C’était en tout cas un 28 mai. Ce jour-là, « je suis arrivé un quart d’heure avant, Renaud m’attendait devant la porte avec sa guitare et l’accordéoniste de Pierre Perret (Gilles Lecouty). Il y avait peut-être 40 spectateurs, dont 35 de Joliot, c’était le concert du copain. J’ai enregistré une bande sur un ReVox. C’était juste pour moi, de l’artisanat total, sans micro, ni rien. J’ai dû en faire cinq ou dix cassettes à l’époque, pour ceux qui me l’ont demandé. Puis j’ai vu que quelqu’un l’a mis sur Internet il y a quelques années ».

Des MJC aux salles de 2 000 à 3 000 personnes

Après ça, Renaud reste fidèle à Argenteuil. Ermine, qui « va sur ses 88 ans », ne fréquentait pas le bar ni la MJC mais se souvient l’avoir croisé régulièrement, « quand il rentrait avec ses copains ». « Il n’y a pas eu beaucoup de 14 Juillet à Joliot », alors elle garde surtout en mémoire « celui de l’année 1977, quand il avait chanté en plein air pour le bal ». Nad, plus jeune, retient l’image de « Renaud qui faisait de la guitare sur les pelouses pendant qu’on jouait au foot ». « C’était une grande amitié avec Dédé Portalier qui nous a malheureusement quittés, insiste-t-il. Il était souvent chez Dominique (le frère d’Anny), qui nous a quittés aussi, escalier 2. Moi, j’étais escalier 4, rue Jean-Richard-Bloch. Je parlais avec lui, il était sympa. Il jouait dehors, en face de mon bâtiment. C’était une belle époque, il y a des photos qui circulent sur certains amis qui ont fait des sorties avec lui à Paris. » Christian lui aussi habitait Joliot et n’a pas oublié « la trempe » qu’il a prise en rentrant « à 1 heure du matin au lieu de 22 heures », parce qu’il était resté écouter Renaud un peu trop longtemps.

En 1978, « Laisse béton » sort en 45-tours. Le titre devient un tube et révèle Renaud au très grand public. Il passe alors de sa tournée des MJC à des salles de 2 000 à 3 000 personnes. Et n’oublie pas Argenteuil. Il sera parmi les têtes d’affiche de la Fête de l’Avant-Garde, le journal des jeunesses communistes qui organise un festival sur trois jours au pied de la cité Fernand-Léger, au Val-d’Argent nord.

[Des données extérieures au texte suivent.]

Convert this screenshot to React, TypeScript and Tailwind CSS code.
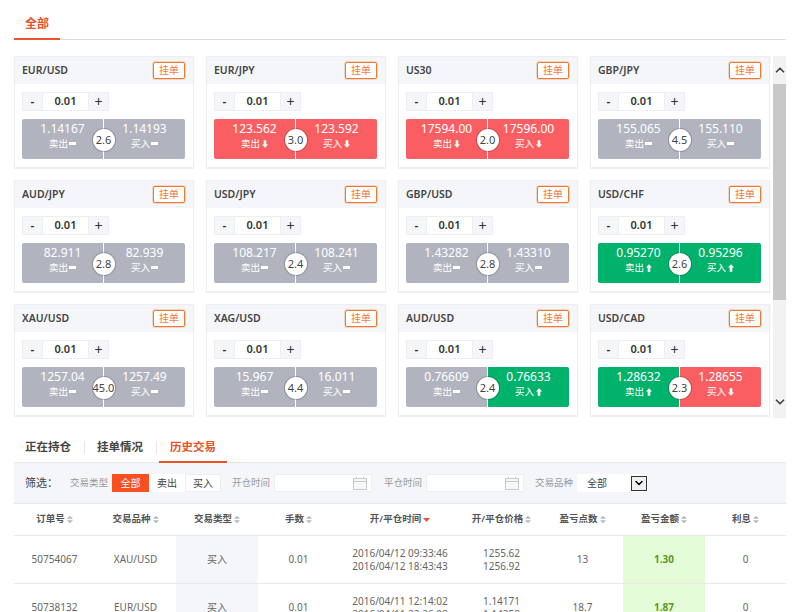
import React from "react";
import { ChevronDown, ChevronUp } from "lucide-react";

type Trend = "flat" | "down" | "up";

const quotes: { name: string; sell: string; buy: string; spread: string; sellT: Trend; buyT: Trend }[] = [
  { name: "EUR/USD", sell: "1.14167", buy: "1.14193", spread: "2.6", sellT: "flat", buyT: "flat" },
  { name: "EUR/JPY", sell: "123.562", buy: "123.592", spread: "3.0", sellT: "down", buyT: "down" },
  { name: "US30", sell: "17594.00", buy: "17596.00", spread: "2.0", sellT: "down", buyT: "down" },
  { name: "GBP/JPY", sell: "155.065", buy: "155.110", spread: "4.5", sellT: "flat", buyT: "flat" },
  { name: "AUD/JPY", sell: "82.911", buy: "82.939", spread: "2.8", sellT: "flat", buyT: "flat" },
  { name: "USD/JPY", sell: "108.217", buy: "108.241", spread: "2.4", sellT: "flat", buyT: "flat" },
  { name: "GBP/USD", sell: "1.43282", buy: "1.43310", spread: "2.8", sellT: "flat", buyT: "flat" },
  { name: "USD/CHF", sell: "0.95270", buy: "0.95296", spread: "2.6", sellT: "up", buyT: "up" },
  { name: "XAU/USD", sell: "1257.04", buy: "1257.49", spread: "45.0", sellT: "flat", buyT: "flat" },
  { name: "XAG/USD", sell: "15.967", buy: "16.011", spread: "4.4", sellT: "flat", buyT: "flat" },
  { name: "AUD/USD", sell: "0.76609", buy: "0.76633", spread: "2.4", sellT: "flat", buyT: "up" },
  { name: "USD/CAD", sell: "1.28632", buy: "1.28655", spread: "2.3", sellT: "up", buyT: "down" },
];

const trendBg: Record<Trend, string> = {
  flat: "bg-[#b1b4bf]",
  down: "bg-[#f95f62]",
  up: "bg-[#00b26b]",
};

function TrendIcon({ trend }: { trend: Trend }) {
  if (trend === "flat") return <span className="ml-px inline-block h-[3px] w-[7px] bg-white" />;
  return (
    <svg width="6" height="8" viewBox="0 0 7 9" className="ml-[2px]" fill="#fff">
      {trend === "down" ? <path d="M2 0h3v5h2L3.500 9 0 5h2z" /> : <path d="M2 9h3V4h2L3.500 0 0 4h2z" />}
    </svg>
  );
}

function QuoteSide({ price, label, trend }: { price: string; label: string; trend: Trend }) {
  return (
    <div className={`flex h-full flex-1 flex-col items-center pt-[2px] text-white ${trendBg[trend]}`}>
      <div className="text-[12px] leading-[16px]">{price}</div>
      <div className="flex items-center text-[9.5px] leading-[13px]">
        {label}
        <TrendIcon trend={trend} />
      </div>
    </div>
  );
}

function QuoteCard({ q }: { q: (typeof quotes)[number] }) {
  return (
    <div className="h-[112px] border border-[#edeef2] bg-white shadow-[0_1px_1px_rgba(0,0,0,0.06)]">
      <div className="flex h-[27px] items-center justify-between bg-[#f4f6f9] pr-[8px] pl-[7px]">
        <span className="text-[10.5px] font-semibold text-[#444]">{q.name}</span>
        <span className="flex h-[17px] w-[32px] items-center justify-center rounded-[2px] border border-[#ee7a2f] bg-white text-[10px] text-[#ee7a3a] shadow-[0_0_0_1px_rgba(238,122,47,0.25)]">
          挂单
        </span>
      </div>
      <div className="mt-[8px] ml-[7px] flex h-[19px] w-[87px] border border-[#eceef1] text-[#333]">
        <span className="flex w-[19px] items-center justify-center bg-[#f4f6f9] text-[12px] font-semibold">-</span>
        <span className="flex w-[47px] items-center justify-center border-x border-[#eceef1] bg-white text-[11px] font-semibold">
          0.01
        </span>
        <span className="flex flex-1 items-center justify-center bg-[#f4f6f9] text-[14px]">+</span>
      </div>
      <div className="relative mt-[8px] mr-[8px] ml-[7px] flex h-[40px] gap-px overflow-hidden rounded-[2px] bg-white">
        <QuoteSide price={q.sell} label="卖出" trend={q.sellT} />
        <QuoteSide price={q.buy} label="买入" trend={q.buyT} />
        <span className="absolute top-[10px] left-1/2 flex h-[22px] w-[22px] -translate-x-1/2 items-center justify-center rounded-full bg-white text-[11px] text-[#444] shadow-[0_0_0_1px_rgba(0,0,0,0.2)]">
          {q.spread}
        </span>
      </div>
    </div>
  );
}

function SortCaret({ active }: { active?: boolean }) {
  if (active) {
    return (
      <svg width="7" height="9" viewBox="0 0 7 9" className="ml-[2px]">
        <path d="M0 3h7L3.500 7z" fill="#e8533a" />
      </svg>
    );
  }
  return (
    <svg width="6" height="9" viewBox="0 0 7 9" className="ml-[2px]" fill="#b4b8bf">
      <path d="M0 3.500h7L3.500 0zM0 5.500h7L3.500 9z" />
    </svg>
  );
}

function DateInput() {
  return (
    <div className="flex h-[18px] w-[98px] items-center justify-end border border-[#eceef1] bg-white pr-[4px]">
      <svg width="14" height="13" viewBox="0 0 14 13" fill="none" stroke="#c9c9c9">
        <rect x="0.500" y="1.500" width="13" height="11" fill="#f7f7f7" />
        <path d="M0.500 4.500h13" />
        <path d="M3.500 0v2M10.500 0v2" />
      </svg>
    </div>
  );
}

const cols = [
  { label: "订单号", w: "w-[81px]" },
  { label: "交易品种", w: "w-[81px]" },
  { label: "交易类型", w: "w-[82px]" },
  { label: "手数", w: "w-[81px]" },
  { label: "开/平仓时间", w: "w-[122px]", active: true },
  { label: "开/平仓价格", w: "w-[81px]" },
  { label: "盈亏点数", w: "w-[81px]" },
  { label: "盈亏金额", w: "w-[82px]" },
  { label: "利息", w: "w-[81px]" },
];

const rows = [
  {
    id: "50754067",
    sym: "XAU/USD",
    type: "买入",
    lots: "0.01",
    times: ["2016/04/12 09:33:46", "2016/04/12 18:43:43"],
    prices: ["1255.62", "1256.92"],
    pts: "13",
    amt: "1.30",
    fee: "0",
  },
  {
    id: "50738132",
    sym: "EUR/USD",
    type: "买入",
    lots: "0.01",
    times: ["2016/04/11 12:14:02", "2016/04/11 22:26:08"],
    prices: ["1.14171", "1.14358"],
    pts: "18.7",
    amt: "1.87",
    fee: "0",
  },
];

export default function App() {
  return (
    <div
      className="h-[612px] w-[800px] overflow-hidden bg-white px-[14px]"
      style={{ fontFamily: '"Noto Sans", "Noto Sans CJK SC", sans-serif' }}
    >
      {/* top tab */}
      <div className="h-[40px] border-b border-[#d9dbde] pt-[14px]">
        <div className="h-[26px] w-[46px] border-b-2 border-[#e8532a] text-center text-[12px] leading-[19px] font-semibold text-[#e8532a]">
          全部
        </div>
      </div>

      {/* quote grid */}
      <div className="mt-[16px] flex h-[362px]">
        <div className="grid w-[756px] grid-cols-4 content-start gap-x-[12px] gap-y-[12px]">
          {quotes.map((q) => (
            <QuoteCard key={q.name} q={q} />
          ))}
        </div>
        <div className="ml-[3px] flex w-[13px] flex-col items-center bg-[#f2f2f2]">
          <div className="flex h-[28px] items-center">
            <ChevronUp size={14} strokeWidth={3} className="text-[#444]" />
          </div>
          <div className="h-[216px] w-full bg-[#c8c8c8]" />
          <div className="flex flex-1 items-end pb-[9px]">
            <ChevronDown size={14} strokeWidth={3} className="text-[#444]" />
          </div>
        </div>
      </div>

      {/* history tabs */}
      <div className="mt-[14px] flex h-[30px] items-start text-[11.5px] font-semibold">
        <span className="w-[70px] pt-[7px] pl-[11px] leading-[16px] text-[#444]">正在持仓</span>
        <span className="mt-[9px] h-[13px] w-px bg-[#e6e7ea]" />
        <span className="w-[71px] pt-[7px] pl-[12px] leading-[16px] text-[#444]">挂单情况</span>
        <span className="mt-[9px] h-[13px] w-px bg-[#e6e7ea]" />
        <span className="ml-[2px] h-[31px] w-[68px] border-b-2 border-[#e8532a] pt-[7px] pl-[11px] leading-[16px] text-[#e8532a]">
          历史交易
        </span>
      </div>

      {/* filter bar */}
      <div className="flex h-[42px] items-center border-t border-b border-[#e6e8eb] bg-[#f4f6f9] pl-[11px] text-[9.5px] text-[#999]">
        <span className="w-[45px] text-[11px] text-[#444]">筛选：</span>
        <span>交易类型</span>
        <div className="ml-[4px] flex h-[18px] text-[10px] text-[#444]">
          <span className="flex w-[37px] items-center justify-center bg-[#f8501f] text-white">全部</span>
          <span className="flex w-[36px] items-center justify-center bg-white">卖出</span>
          <span className="flex w-[36px] items-center justify-center border border-[#eceef1] bg-white">买入</span>
        </div>
        <span className="mr-[4px] ml-[11px]">开仓时间</span>
        <DateInput />
        <span className="mr-[4px] ml-[12px]">平仓时间</span>
        <DateInput />
        <span className="mr-[4px] ml-[11px]">交易品种</span>
        <div className="flex h-[18px] w-[71px] items-center justify-between bg-white pr-[1px] pl-[10px] text-[10px] text-[#444]">
          全部
          <span className="flex h-[15px] w-[16px] items-center justify-center border border-[#333] bg-[#f0f0f0]">
            <ChevronDown size={12} strokeWidth={3} className="text-black" />
          </span>
        </div>
      </div>

      {/* table */}
      <div className="flex h-[32px] border-b border-[#e6e8eb]">
        {cols.map((c) => (
          <div
            key={c.label}
            className={`${c.w} flex items-center justify-center text-[9.5px] font-semibold text-[#555]`}
          >
            {c.label}
            <SortCaret active={c.active} />
          </div>
        ))}
      </div>
      {rows.map((r) => (
        <div key={r.id} className="flex h-[48px] border-b border-[#e6e8eb] text-[10px] text-[#666]">
          <div className="flex w-[81px] items-center justify-center">{r.id}</div>
          <div className="flex w-[81px] items-center justify-center">{r.sym}</div>
          <div className="flex w-[82px] items-center justify-center bg-[#f4f6f9]">{r.type}</div>
          <div className="flex w-[81px] items-center justify-center">{r.lots}</div>
          <div className="flex w-[122px] flex-col items-center justify-center leading-[13px]">
            {r.times.map((t) => (
              <span key={t}>{t}</span>
            ))}
          </div>
          <div className="flex w-[81px] flex-col items-center justify-center leading-[13px]">
            {r.prices.map((p) => (
              <span key={p}>{p}</span>
            ))}
          </div>
          <div className="flex w-[81px] items-center justify-center">{r.pts}</div>
          <div className="flex w-[82px] items-center justify-center bg-[#e4fbd8] font-bold text-[#5a9a1e]">
            {r.amt}
          </div>
          <div className="flex w-[81px] items-center justify-center">{r.fee}</div>
        </div>
      ))}
    </div>
  );
}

Les 2, 3 et 4 juin 1979 se succèdent Renaud, Julien Clerc, Alan Stivell, Starshooter, Bijou et Little Bob Story. Entrée : 35 francs pour les trois jours. Frédéric Pocquet (lire ci-contre), enfant d’ Argenteuil qui deviendra quelques années plus tard sosie vocal et physique, était aux premières loges puisqu’il habitait un bâtiment de Fernand-Léger. Il se souvient bien du concert de « ce petit blond qui chantait ce qu’on vivait ».

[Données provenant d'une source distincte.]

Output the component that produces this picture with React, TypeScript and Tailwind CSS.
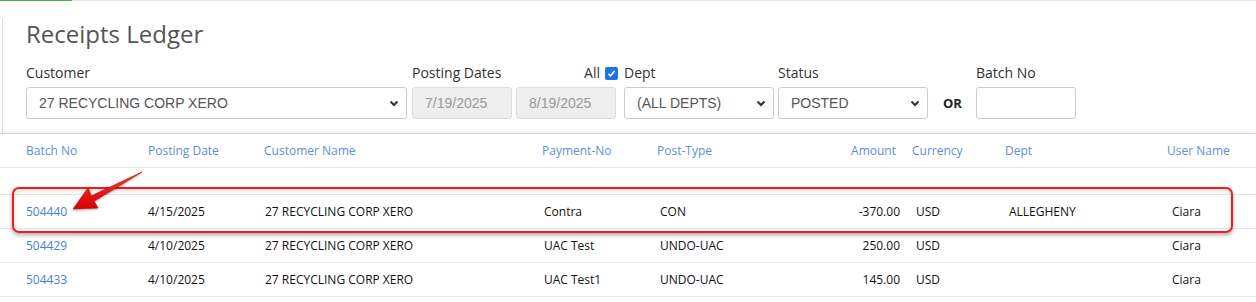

Il retrouvera sa cité (détruite depuis) dans le clip de « Dans mon HLM », où l’image de Renaud chantant son titre sorti en 1980 est incrustée sur une vidéo en noir et blanc du quartier. Roger, qui avoue avoir eu « une période de voyoucratie avec la bande de Joliot », y reconnaît d’ailleurs sa belle-sœur à la fenêtre de l’immeuble, et le frère de celle-ci, sur son vélo, enfants à l’époque.

Un héritage présent dans de nombreuses chansons

Lui qui a bien connu Dominique (le frère d’Anny) et Dédé Portalier, « les deux super-potes de Renaud », est convaincu, comme beaucoup, que d’autres titres font référence à cette période de sa vie. «  La Tire à Dédé, c’est Dédé Portalier ! » Anny confirme. D’autres croient savoir que « Bob qu’était au flip », dans « Marche à l’ombre », sorti en 1980, était le fils de l’ex-patron de la Rotonde.

Anny, elle, avait quitté la région dès 1978, d’abord pour Antibes. « Après, Renaud a rencontré Dominique, sa première femme. Ils sont venus quelquefois nous voir sur la Côte d’Azur. » Dans sa maison des Landes, où elle vit avec son mari qui fut, lui aussi, patron de la Rotonde, la photo encadrée du souvenir de cap Fréhel n’est jamais loin. « Elle se balade d’une pièce à l’autre, parfois dans la chambre de mes petites filles », plaisante-t-elle.

* « Comme un enfant perdu », XO Éditions, 306 p., 18,90 €.